Les conditions générales d’utilisation de Facebook ne sont pas donc pas conformes à la législation française sur les données personnelles, notamment s’agissant de la condition de consentement préalable, spécifique et informé au traitement des multiples données à caractère personnel collectées. Mais le géant de l’internet ne répond qu’à l’autorégulation. Par opposition à la règlementation étatique, la régulation n’entend prendre en compte que la norme sociale, c’est-à-dire l’état des comportements à un moment donné. Si la norme sociale évolue, alors les pratiques de Facebook s’adapteront.
Vers une remise en cause mondialisée des abus de Facebook ?
L’affaire pendante devant les Tribunaux met en lumière le manque de réactivité des américains face aux agissements de Facebook. C’est seulement au bout de 5 années que la Justice s’empare de la question des données biométriques à l’initiative de simples utilisateurs, alors même qu’une action de groupe à l’américaine d’envergure aurait pu être engagée pour mettre sur le devant de la scène les abus de Facebook.
Néanmoins, « mieux vaut tard que jamais » et l’avenir d’une décision répressive ouvre la porte vers de nouveaux horizons pour l’ensemble des utilisateurs.
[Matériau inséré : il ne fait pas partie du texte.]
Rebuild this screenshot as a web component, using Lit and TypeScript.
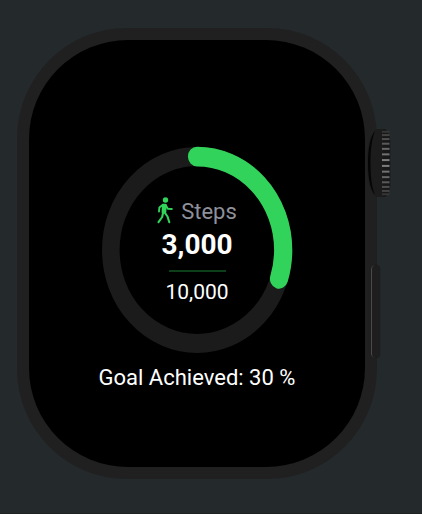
import { LitElement, html, svg, css } from "lit";
import { customElement, property } from "lit/decorators.js";

@customElement("progress-ring")
class ProgressRing extends LitElement {
  @property({ type: Number }) value = 0;

  static styles = css`
    :host {
      display: grid;
      width: 190px;
      height: 206px;
    }
    .ring,
    .content {
      grid-area: 1 / 1;
    }
    .ring {
      width: 100%;
      height: 100%;
      overflow: visible;
    }
    .track,
    .bar {
      fill: none;
      stroke-width: 17.6;
    }
    .track {
      stroke: #1b1b1b;
    }
    .bar {
      stroke: #32d35a;
      stroke-width: 18.2;
      stroke-linecap: round;
    }
    .content {
      display: flex;
      flex-direction: column;
      align-items: center;
      justify-content: center;
      padding-top: 2px;
    }
  `;

  render() {
    return html`
      <svg class="ring" viewBox="0 0 190 190" preserveAspectRatio="none" aria-hidden="true">
        <circle class="track" cx="95" cy="95" r="86.2" />
        <circle
          class="bar"
          cx="95"
          cy="95"
          r="86.2"
          pathLength="100"
          stroke-dasharray="${this.value} 100"
          transform="rotate(-90 95 95)"
        />
      </svg>
      <div class="content"><slot></slot></div>
    `;
  }
}

@customElement("watch-crown")
class WatchCrown extends LitElement {
  static styles = css`
    :host,
    svg {
      display: block;
    }
  `;

  render() {
    const ridges = Array.from({ length: 14 }, (_, i) => {
      const level = Math.round(132 - Math.abs(i - 6.5) * 12);
      const y = 35 + Math.sin(((i - 6.5) / 6.5) * 1.05) * 36;
      return svg`<rect x="15" y=${y - 1} width="7.5" height="2" fill="rgb(${level},${level},${level})" />`;
    });
    return html`
      <svg width="24" height="70" viewBox="0 0 24 70" aria-hidden="true">
        <path d="M9 1C3 6 0 19 0 35s3 29 9 34h9c4-3 5.500-8 5.500-14V15c0-6-1.500-11-5.500-14Z" fill="#1c1c1c" />
        <path d="M8 3C3 9 1 21 1 35s2 26 7 32C5 60 3.500 49 3.500 35S5 10 8 3Z" fill="#050505" />
        <path d="M16 1h2c3 3 5 8 5 14v40c0 6-2 11-5 14h-2Z" fill="#181818" />
        ${ridges}
      </svg>
    `;
  }
}

@customElement("app-root")
class AppRoot extends LitElement {
  @property({ type: Number }) steps = 3000;
  @property({ type: Number }) goal = 10000;

  static styles = css`
    :host {
      display: block;
      box-sizing: border-box;
      min-height: 100vh;
      padding: 28px 45px 32px 17px;
      background: #24292c;
      border-bottom: 1px solid #202122;
      font-family: Roboto, "Liberation Sans", sans-serif;
      color: #fff;
    }
    .case {
      position: relative;
      box-sizing: border-box;
      max-width: 400px;
      margin: 0 auto;
      padding: 12px;
      border-radius: 110px;
      background: #202020;
    }
    .screen {
      display: flex;
      flex-direction: column;
      align-items: center;
      padding: 107px 0 74px;
      border-radius: 99px;
      background: #000;
    }
    .crown {
      position: absolute;
      top: 100px;
      right: -14px;
    }
    .side {
      position: absolute;
      box-sizing: border-box;
      top: 237px;
      right: -3px;
      width: 9px;
      height: 93px;
      padding: 0;
      border: 0;
      border-left: 1px solid #4a4a4a;
      border-radius: 5px;
      background: #1e1e1e;
      box-shadow: 0 0 1px #111;
    }
    .label {
      display: flex;
      align-items: flex-start;
      gap: 8px;
      font-size: 22px;
      line-height: 30px;
      color: #8f909b;
    }
    .walker {
      width: 16px;
      height: 27px;
    }
    .count {
      font-size: 28px;
      line-height: 36px;
      font-weight: 700;
    }
    .rule {
      width: 57px;
      height: 2px;
      margin: 7px 0;
      border: 0;
      background: #0d4019;
    }
    .goal {
      font-size: 21px;
      line-height: 26px;
    }
    .status {
      margin: 10px 0 0;
      font-size: 22px;
      line-height: 30px;
    }
  `;

  render() {
    const percent = Math.round((this.steps / this.goal) * 100);
    const format = (n: number) => n.toLocaleString("en-US");
    return html`
      <main class="case">
        <section class="screen">
          <progress-ring .value=${percent}>
            <div class="label">
              <svg class="walker" viewBox="0 0 16 27" aria-hidden="true" fill="none" stroke="#32d35a" stroke-linecap="round" stroke-linejoin="round">
                <circle cx="8.500" cy="3" r="2.700" fill="#32d35a" stroke="none" />
                <path d="M6.300 8.200h2l-.4 7H6Z" fill="#32d35a" stroke-width="2.800" />
                <path d="M5.800 7.800 2.400 10.400 2 14.500" stroke-width="1.900" />
                <path d="M8.800 8.300 10.800 11.800 14.800 12" stroke-width="1.900" />
                <path d="M6 16 5.200 20 1.500 25.200" stroke-width="2.100" />
                <path d="M7.700 15.500 10.500 19.500 12.300 25.200" stroke-width="2.100" />
              </svg>
              <span>Steps</span>
            </div>
            <strong class="count">${format(this.steps)}</strong>
            <hr class="rule" />
            <span class="goal">${format(this.goal)}</span>
          </progress-ring>
          <p class="status">Goal Achieved: ${percent} %</p>
        </section>
        <watch-crown class="crown"></watch-crown>
        <button class="side" type="button" aria-label="Side button"></button>
      </main>
    `;
  }
}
En effet, Facebook prend comme modèle pour toutes ses conditions générales d’utilisation à travers le monde la version américaine de « licencing ». Plus Facebook se verra obligé dans son pays natal à évoluer pour respecter les libertés individuelles des personnes inscrites, plus on s’éloignera du système tentaculaire imaginé par Mark Zuckerberg qui n’est pas sans rappeler celui imaginé par Georges Orwell dans son roman 1984.